The generation of alongslope currents by breaking internal waves

Internal gravity waves propagating in a fluid of constant buoyancy frequency and approaching a uniform sloping boundary from a direction that is not in a plane normal to the boundary, and dissipating energy on reflection, generate alongslope currents. The net radiation stress or momentum flux into the breaking region is proportional to the flux of energy lost from the waves. It is supposed that the stress is balanced by a frictional boundary stress so that a steady alongslope current is generated. The dependence of the strength of the current on the steepness, A(1)M(1), of the incident wave and on its propagation direction is examined as a function of alpha and beta, the inclination of the boundary to the horizontal and the angle between the incident wave group velocity vector and the horizontal, respectively. Alongslope currents of several centimeters per second, generally exceeding the Lagrangian drift produced by wave reflection alone, may be generated in the ocean or in lakes.
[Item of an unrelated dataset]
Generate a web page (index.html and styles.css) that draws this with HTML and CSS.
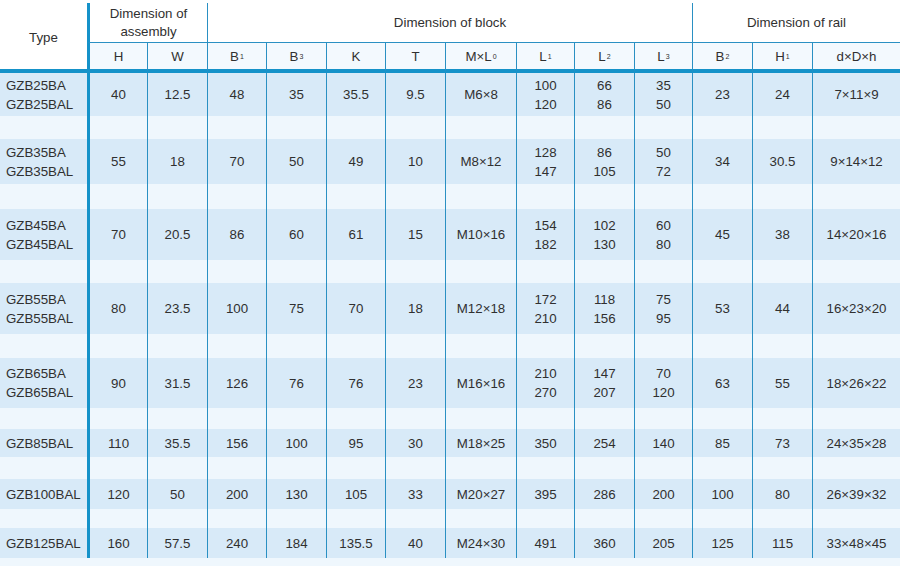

Reflection of subcritical (alpha > beta) waves with positive downward components of group velocity can lead to larger currents for the same values of the wave slope and of alpha and \alpha - beta\ than for the reflection of incident supercritical (alpha < beta) waves. The vertical diffusion coefficient K-v in the boundary layer where waves break is estimated using the Osborn empirical relationship between K-v and epsilon, the rate of dissipation of turbulent energy per unit mass, and is found to exceed typical values found in the interior of oceans and lakes.